Observable effects included:

Complete loss of link between hub and peripherals
UI showed stale sensor data
Hub attempted to re-establish communication after jamming ceased

Limitations and Future Work

Our study targets the 2.4 GHz band; sub-GHz ZigBee profiles and Thread/Matter dynamics were out of scope. We did not test mixed-vendor roaming or high-density apartment scenarios with heavy neighbor interference—likely a harsher environment than a detached home. Future work should quantify recovery time distributions, compare channel agility across ecosystems, and evaluate whether multi-PAN segmentation limits blast radius during localized denial.

Summary

This research highlights critical vulnerabilities in ZigBee networks when exposed to deliberate, targeted RF jamming - even at low power levels. While ZigBee employs DSSS (Direct Sequence Spread Spectrum) to enhance robustness, real-world implementations often operate at just 1-3 mW, making them easy prey for a focused jammer.

Physical barriers offer a partial defense, consistent with theoretical RF propagation loss models at 2.4 GHz. This underscores the importance of equipment placement and the potential for security-by-design at the infrastructure level.

The findings confirm that SDR-based jamming - using accessible tools like HackRF and GNU Radio — can reliably incapacitate ZigBee communications in a smart home setup. This implies an urgent need for hardened architectures and failsafe mechanisms in future wireless systems.

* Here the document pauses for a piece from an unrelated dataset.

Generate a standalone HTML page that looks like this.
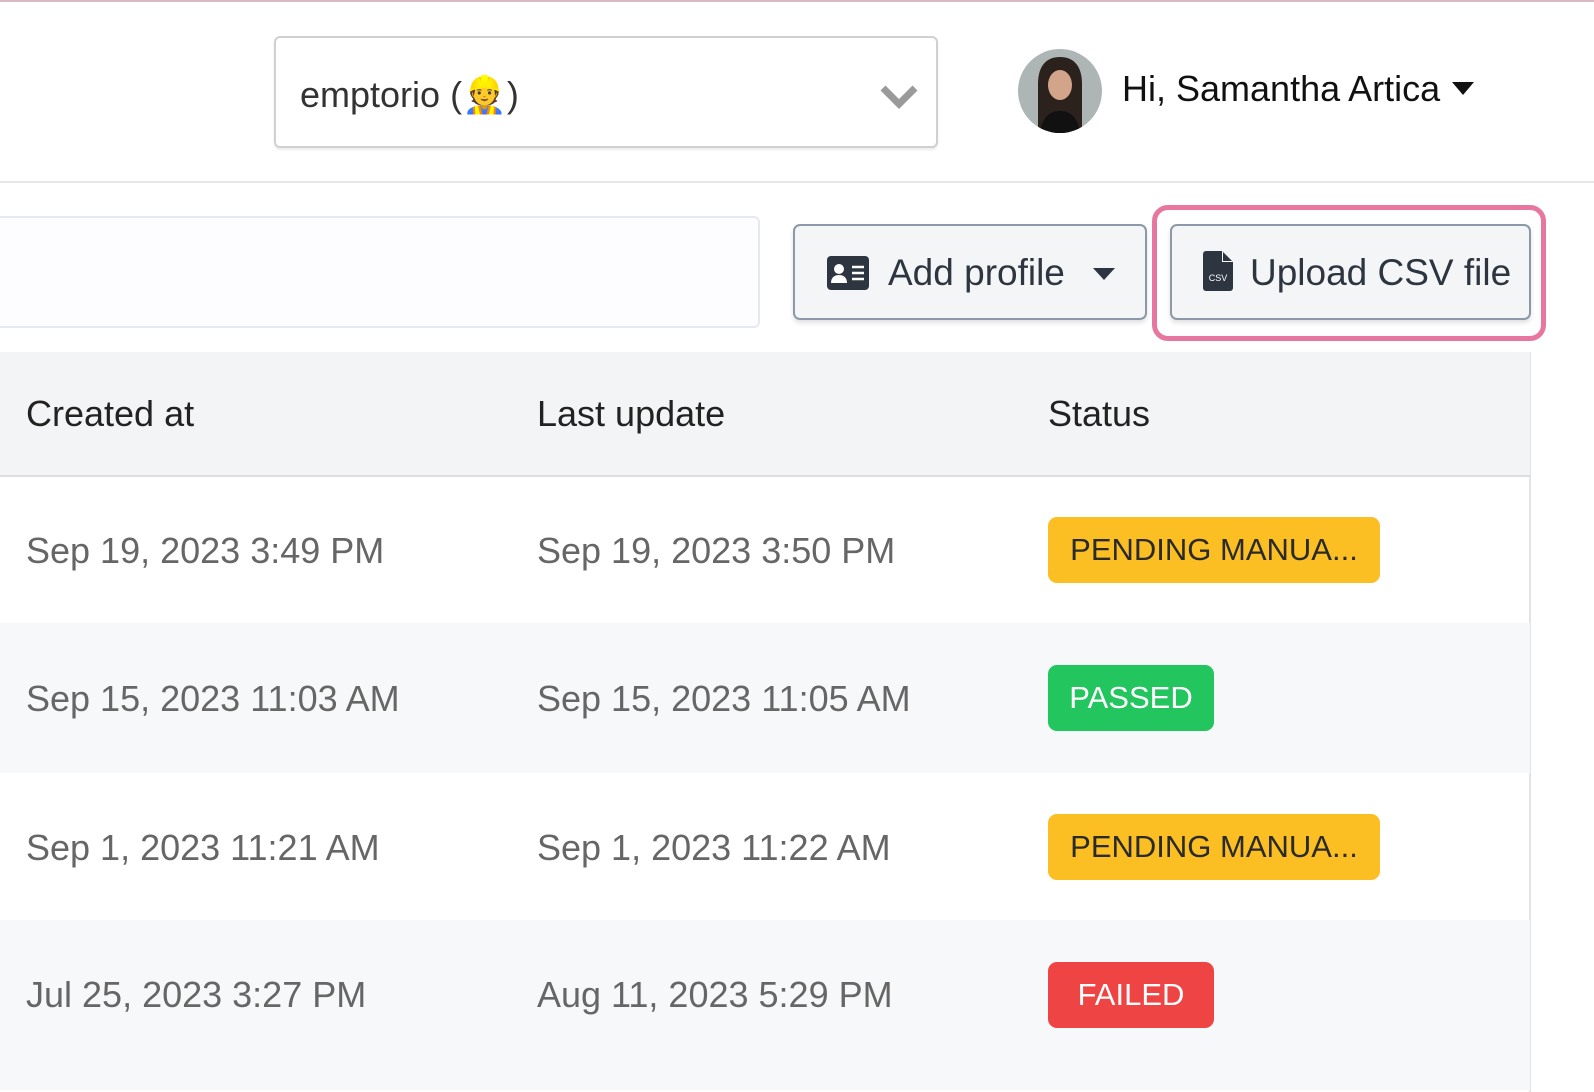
<!DOCTYPE html>
<html><head><meta charset="utf-8"><style>
*{box-sizing:border-box;margin:0;padding:0}
body{width:1594px;height:1090px;overflow:hidden;background:#fff;font-family:"Liberation Sans",sans-serif;position:relative}
.abs{position:absolute}
.topline{left:0;top:0;width:1594px;height:2px;background:#d9b8c4}
.hdr{left:0;top:181px;width:1594px;height:2px;background:#e6e7ea}
.sel{left:274px;top:36px;width:664px;height:112px;border:2px solid #d0d0d0;border-radius:6px;box-shadow:0 2px 2px rgba(0,0,0,.08)}
.sel span{position:absolute;left:24px;top:36px;font-size:36px;color:#333}
.av{left:1018px;top:49px;width:84px;height:84px;border-radius:50%;overflow:hidden;background:#aeb6b5}
.hi{left:1122px;top:68px;font-size:36px;color:#111}
.search{left:-10px;top:216px;width:770px;height:112px;border:2px solid #e7e9f2;border-radius:6px;background:#fdfdff}
.btn{top:224px;height:96px;border:2px solid #8d99a8;border-radius:7px;background:#f4f5f7;box-shadow:0 3px 5px rgba(0,0,0,.12)}
.btn span{position:absolute;top:26px;font-size:37px;color:#2d3540}
.pink{left:1152px;top:205px;width:394px;height:136px;border:5px solid #e8779f;border-radius:16px}
.table{left:-5px;top:352px;width:1536px;height:740px;border-right:2px solid #e3e4e6;border-top:2px solid #e3e4e6}
.th{left:0;top:352px;width:1530px;height:125px;background:#f3f4f6;border-bottom:2px solid #dcdde0}
.t{position:absolute;font-size:36px}
.h{color:#222;top:393px}
.c{color:#666}
.row{left:0;width:1530px}
.b{position:absolute;left:1048px;height:66px;border-radius:9px;font-size:31px;color:#fff;text-align:center;line-height:66px}
</style></head><body>
<div class="abs topline"></div>
<div class="abs sel"><span>emptorio (👷)</span>
<svg class="abs" style="left:603px;top:46px" width="40" height="28" viewBox="0 0 40 28"><path d="M4 4 L20 20 L36 4" stroke="#9a9a9a" stroke-width="7" fill="none"/></svg></div>
<div class="abs av"><svg width="84" height="84" viewBox="0 0 84 84"><path d="M20 84V35C20 15 30 8 42 8s22 7 22 27v49z" fill="#2b211d"/><ellipse cx="42" cy="36" rx="12" ry="15" fill="#d2a48a"/><path d="M22 84c2-16 10-22 20-22s18 6 20 22z" fill="#111"/></svg></div>
<div class="abs hi">Hi, Samantha Artica</div>
<svg class="abs" style="left:1452px;top:82px" width="22" height="14"><path d="M0 0H22L11 13Z" fill="#111"/></svg>
<div class="abs hdr"></div>
<div class="abs search"></div>
<div class="abs btn" style="left:793px;width:354px">
<svg class="abs" style="left:32px;top:30px" width="42" height="34" viewBox="0 0 42 34"><rect width="42" height="34" rx="4" fill="#2d3540"/><circle cx="12" cy="13" r="5" fill="#fff"/><path d="M4 27c0-6 4-8 8-8s8 2 8 8z" fill="#fff"/><path d="M25 11h12M25 17h12M25 23h12" stroke="#fff" stroke-width="2.5"/></svg>
<span style="left:93px">Add profile</span>
<svg class="abs" style="left:298px;top:42px" width="22" height="13"><path d="M0 0H22L11 12Z" fill="#2d3540"/></svg></div>
<div class="abs btn" style="left:1170px;width:361px">
<svg class="abs" style="left:31px;top:25px" width="30" height="40" viewBox="0 0 30 40"><path d="M0 3a3 3 0 0 1 3-3h16l11 11v26a3 3 0 0 1-3 3H3a3 3 0 0 1-3-3z" fill="#2d3540"/><path d="M19 0v11h11" fill="#fff"/><path d="M20 1v9h9z" fill="#2d3540"/><text x="15" y="30" font-size="9" fill="#fff" text-anchor="middle" font-family="Liberation Sans">CSV</text></svg>
<span style="left:78px">Upload CSV file</span></div>
<div class="abs pink"></div>
<div class="abs table"></div>
<div class="abs th"></div>
<div class="t h" style="left:26px">Created at</div>
<div class="t h" style="left:537px">Last update</div>
<div class="t h" style="left:1048px">Status</div>
<div class="abs row" style="top:623px;height:150px;background:#f7f8f9"></div>
<div class="abs row" style="top:920px;height:170px;background:#f7f8f9"></div>
<div class="t c" style="left:26px;top:530px">Sep 19, 2023 3:49 PM</div>
<div class="t c" style="left:537px;top:530px">Sep 19, 2023 3:50 PM</div>
<div class="b" style="top:517px;width:332px;background:#fbbf24;color:#2a2a2a">PENDING MANUA...</div>
<div class="t c" style="left:26px;top:678px">Sep 15, 2023 11:03 AM</div>
<div class="t c" style="left:537px;top:678px">Sep 15, 2023 11:05 AM</div>
<div class="b" style="top:665px;width:166px;background:#22c55e">PASSED</div>
<div class="t c" style="left:26px;top:827px">Sep 1, 2023 11:21 AM</div>
<div class="t c" style="left:537px;top:827px">Sep 1, 2023 11:22 AM</div>
<div class="b" style="top:814px;width:332px;background:#fbbf24;color:#2a2a2a">PENDING MANUA...</div>
<div class="t c" style="left:26px;top:974px">Jul 25, 2023 3:27 PM</div>
<div class="t c" style="left:537px;top:974px">Aug 11, 2023 5:29 PM</div>
<div class="b" style="top:962px;width:166px;background:#ef4444">FAILED</div>
</body></html>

Suggested countermeasures include:

Dynamic channel hopping
Hardware shielding and RF isolation
Anomaly detection algorithms in RF space
Fallback communications over redundant protocols

This research contributes to the growing body of knowledge on SDR-based attacks and reinforces the need for proactive defense strategies in consumer-grade wireless systems.